Even under a secondary liability theory, the Court looks to where the acts that Sudan allegedly took in concert with the tortfeasor happened. Everything that Sudan is alleged to have done to aid the Attacks took place abroad. ECF No. 7942 at 48-51 (aiding and abetting), 51-52 (conspiracy). Plaintiffs could, therefore, avail themselves of the non-commercial tort exception only if their secondary liability claims could stand without reference to any acts Sudan undertook abroad. Because they do not, the motion for reconsideration is denied and the Court affirms its recommendation on this point.

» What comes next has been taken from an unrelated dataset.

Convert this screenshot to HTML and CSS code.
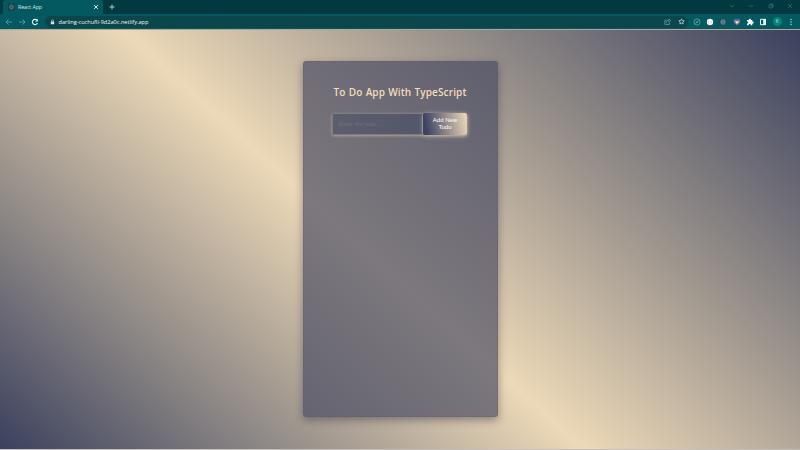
FILE: index.html
```html
<!DOCTYPE html>
<html lang="en">
<head>
<meta charset="utf-8">
<title>React App</title>
<link rel="stylesheet" href="styles.css">
</head>
<body>
<div class="tabs">
  <div class="tab">
    <svg class="fav" viewBox="0 0 8 8"><rect width="8" height="8" rx="1" fill="#203940"/><g fill="none" stroke="#568f9b" stroke-width=".5"><ellipse cx="4" cy="4" rx="3" ry="1.2"/><ellipse cx="4" cy="4" rx="3" ry="1.2" transform="rotate(60 4 4)"/><ellipse cx="4" cy="4" rx="3" ry="1.2" transform="rotate(120 4 4)"/></g></svg>
    <span class="name">React App</span>
    <svg class="close" viewBox="0 0 6 6"><path d="M1 1l4 4M5 1L1 5" stroke="#e3f1f1" stroke-width=".9"/></svg>
  </div>
  <svg class="plus" viewBox="0 0 6 6"><path d="M3 .5v5M.5 3h5" stroke="#c3d8d9" stroke-width=".9"/></svg>
  <div class="window">
    <svg viewBox="0 0 6 6"><path d="M1 2l2 2 2-2"/></svg>
    <svg viewBox="0 0 6 6"><path d="M1 3h4"/></svg>
    <svg viewBox="0 0 6 6"><path d="M1 2h3v3H1zM2 2V1h3v3H4"/></svg>
    <svg viewBox="0 0 6 6"><path d="M1 1l4 4M5 1L1 5"/></svg>
  </div>
</div>
<div class="toolbar">
  <svg class="nav" viewBox="0 0 8 8"><path d="M7 4H1M3.7 1.3L1 4l2.7 2.7" stroke="#6fa6aa"/></svg>
  <svg class="nav" viewBox="0 0 8 8"><path d="M1 4h6M4.3 1.3L7 4 4.3 6.7" stroke="#6fa6aa"/></svg>
  <svg class="nav" viewBox="0 0 8 8"><path d="M6.4 5A2.6 2.6 0 1 1 5.9 2.2" stroke="#e8f6f6" stroke-width="1.1"/><path d="M6.8 .8v2.7H4.1z" fill="#e8f6f6" stroke="none"/></svg>
  <div class="address">
    <svg class="lock" viewBox="0 0 6 6"><rect x="1" y="2.5" width="4" height="3.2" rx=".4" fill="#d5e3e4"/><path d="M1.8 2.7V1.6a1.2 1.2 0 0 1 2.4 0v1.1" fill="none" stroke="#d5e3e4" stroke-width=".7"/></svg>
    <span class="url">darling-cuchufli-9d2a0c.netlify.app</span>
    <svg class="tool share" viewBox="0 0 8 8"><path d="M3 2.500H1v4.800h5.400V5.600M2.600 5.400c.3-2 1.500-2.900 3-2.900V1l2 2-2 2V3.700" fill="none" stroke="#9dbcbe" stroke-width=".65"/></svg>
    <svg class="tool" viewBox="0 0 8 8"><path d="M4 1l.9 2 2.200.2-1.700 1.500.5 2.200L4 5.800 2.100 6.900l.5-2.200L.9 3.200 3.100 3z" fill="none" stroke="#c9dcdd" stroke-width=".85"/></svg>
  </div>
  <div class="extensions">
    <svg viewBox="0 0 8 8"><circle cx="4" cy="4" r="3.1" fill="none" stroke="#77aaae" stroke-width=".7"/><path d="M2.500 5.500l3-3M3 3.500l1.500 1.500" stroke="#86b5b8" stroke-width=".8"/></svg>
    <svg viewBox="0 0 8 8"><circle cx="4" cy="4" r="3.200" fill="#f4f2ed"/><path d="M2.500 3.200L1.800 4l.7.8M5.500 3.200l.7.8-.7.8" fill="none" stroke="#c39a87" stroke-width=".5"/></svg>
    <svg viewBox="0 0 8 8"><rect x=".2" y=".2" width="7.600" height="7.600" rx=".8" fill="#27434b"/><g fill="none" stroke="#53a7bc" stroke-width=".55"><ellipse cx="4" cy="4" rx="2.800" ry="1.100"/><ellipse cx="4" cy="4" rx="2.800" ry="1.100" transform="rotate(60 4 4)"/><ellipse cx="4" cy="4" rx="2.800" ry="1.100" transform="rotate(120 4 4)"/></g></svg>
    <svg viewBox="0 0 8 8"><path d="M.5 2L2 .8h4L7.500 2 6.800 5.200 4 7.500 1.200 5.200z" fill="#4862a4"/><path d="M1.300 2.200l1.700.5h2l1.700-.5-.6 2.300L4 6.800 1.900 4.500z" fill="#d99a84"/><circle cx="4" cy="4.200" r="1" fill="#f0e5d8"/></svg>
    <svg viewBox="0 0 8 8"><path d="M1 2h1.900a1.050 1.050 0 1 1 2 0H6.300v1.600a1.050 1.050 0 1 1 0 2V7.300H4.600a1 1 0 1 0-1.900 0H1V5.300a.9.9 0 1 0 0-1.700z" fill="#f3f8f8"/></svg>
    <svg viewBox="0 0 8 8"><path d="M1.500 1.300h5v5.400h-5z" fill="none" stroke="#f0f8f7"/><path d="M4.200 1h2.500v6H4.200z" fill="#f0f8f7"/></svg>
    <span class="avatar">K</span>
    <svg viewBox="0 0 8 8"><g fill="#c2dcde"><circle cx="4" cy="1.500" r=".7"/><circle cx="4" cy="4" r=".7"/><circle cx="4" cy="6.500" r=".7"/></g></svg>
  </div>
</div>
<main class="page">
  <section class="card">
    <h1>To Do App With TypeScript</h1>
    <form class="form">
      <input class="field" type="text" placeholder="Enter the todo ...">
      <button class="add" type="button">Add New Todo</button>
    </form>
  </section>
</main>
</body>
</html>
```
FILE: styles.css
```css
* { box-sizing: border-box; }
body {
  margin: 0;
  height: 450px;
  overflow: hidden;
  display: flex;
  flex-direction: column;
  font-family: "Open Sans", "Noto Sans", sans-serif;
}
svg { display: block; flex: none; }
.tabs {
  height: 14px;
  flex: none;
  display: flex;
  align-items: center;
  background: #00393f;
}
.tab {
  width: 100px;
  height: 14px;
  margin-left: 3px;
  padding: 0 4px 0 5px;
  display: flex;
  align-items: center;
  border-radius: 3px 3px 0 0;
  background: #03595f;
  color: #d8e8e9;
  font-size: 5.3px;
}
.fav { width: 7px; height: 8px; margin-right: 3px; }
.name { flex: 1; letter-spacing: -0.1px; font-weight: 500; }
.close { width: 6px; height: 6px; }
.plus { width: 6px; height: 6px; margin-left: 6px; }
.window {
  margin-left: auto;
  padding: 0 7px 2px 0;
  display: flex;
  gap: 13.3px;
}
.window svg {
  width: 6px;
  height: 6px;
  fill: none;
  stroke: #4f767a;
  stroke-width: .6;
}
.toolbar {
  height: 15px;
  flex: none;
  display: flex;
  align-items: center;
  padding: 0 5px;
  background: #03595f;
}
.nav {
  width: 8px;
  height: 8px;
  margin-right: 5.2px;
  fill: none;
  stroke-width: .75;
}
.address {
  width: 643px;
  height: 12px;
  padding: 0 3px 0 5px;
  display: flex;
  align-items: center;
  border-radius: 6px;
  background: #0b464c;
  color: #f2f8f8;
  font-size: 5.6px;
  font-weight: 500;
}
.lock { width: 5px; height: 6px; margin-right: 4px; }
.url { flex: 1; }
.tool { width: 7px; height: 7px; }
.share { margin-right: 6.5px; }
.extensions {
  flex: 1;
  margin-left: 5px;
  display: flex;
  align-items: center;
  justify-content: space-between;
}
.extensions svg { width: 8px; height: 8px; }
.avatar {
  width: 9px;
  height: 9px;
  border-radius: 50%;
  background: #008577;
  color: #c5e6e2;
  font-size: 4.5px;
  line-height: 9px;
  text-align: center;
}
.page {
  flex: 1;
  display: flex;
  justify-content: center;
  align-items: flex-start;
  padding-top: 31px;
  border-top: 1px solid #b3a495;
  border-bottom: 1px solid #c3beb9;
  background: linear-gradient(42.3deg, #3a405e 0%, #958e89 23.1%, #edd9b8 46.25%, #958e89 72.500%, #3a405e 100%);
}
.card {
  width: 195px;
  height: 356px;
  padding: 22px 29px 0;
  border: 1px solid rgba(90, 92, 108, .3);
  border-radius: 3px;
  background: rgba(71, 73, 97, .68);
  box-shadow: 0 3px 8px rgba(45, 45, 65, .48);
}
h1 {
  margin: 0 -4px;
  height: 16px;
  font-family: "Open Sans", sans-serif;
  font-size: 10px;
  line-height: 16px;
  font-weight: 650;
  letter-spacing: .12px;
  word-spacing: .5px;
  color: #f2ddbb;
  text-align: center;
  white-space: nowrap;
}
.form {
  margin: 12.5px .5px 0 -.5px;
  height: 22px;
  display: flex;
  border-radius: 2px;
  box-shadow: 0 1px 3px rgba(237, 217, 184, .5);
}
.field {
  width: 91px;
  min-width: 0;
  height: 22px;
  padding: 0 6px;
  border: 1px solid #7d7c7e;
  border-radius: 2px 0 0 2px;
  outline: none;
  background: linear-gradient(90deg, #5b5e6c, #53576a);
  font: 5.9px "Liberation Sans", sans-serif;
}
.field::placeholder { color: #72727a; opacity: 1; }
.add {
  flex: 1;
  min-width: 0;
  padding: 1px 6px 0;
  border: 0;
  border-radius: 2px;
  background: linear-gradient(80deg, #3c4263 8%, #e5d2b4 95%);
  box-shadow: 0 1px 5px rgba(237, 217, 184, .55);
  color: #fff;
  font: 6px/6.8px "Liberation Sans", sans-serif;
  text-align: center;
}
```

III. The Plaintiffs' Arguments about the Scope and Operation of § 1605A Are Not Proper Subjects of a Motion for Reconsideration
Plaintiffs argue that the Court did not need to reach the scope of claims that § 1605A supports or the question of defining U.S. nationals. If the Court does consider these issues, they argue that it erred. In so doing, the Plaintiffs do not identify any change in controlling law or factual issues overlooked in the Sudan Report and Recommendation. The key statutes and decisions that Plaintiffs rely upon for support are either nonbinding decisions from other courts or cases that the Court addressed previously. In the absence of any controlling decisions overlooked by the Court, a motion for reconsideration is not proper.
CONCLUSION
The Court's Report and Recommendation on Sudan's motion to dismiss at ECF No. 7942 is modified according to the terms of this Amended Report and Recommendation. The Clerk of the Court is respectfully directed to terminate the motion at ECF No. 8090. Absent further order of the Court, any objections to the Sudan Report and Recommendation and Amended Report and Recommendation shall be filed with Judge Daniels within 14 days. 28 U.S.C. § 636(b)(1); Fed.R.Civ.P. 72(b).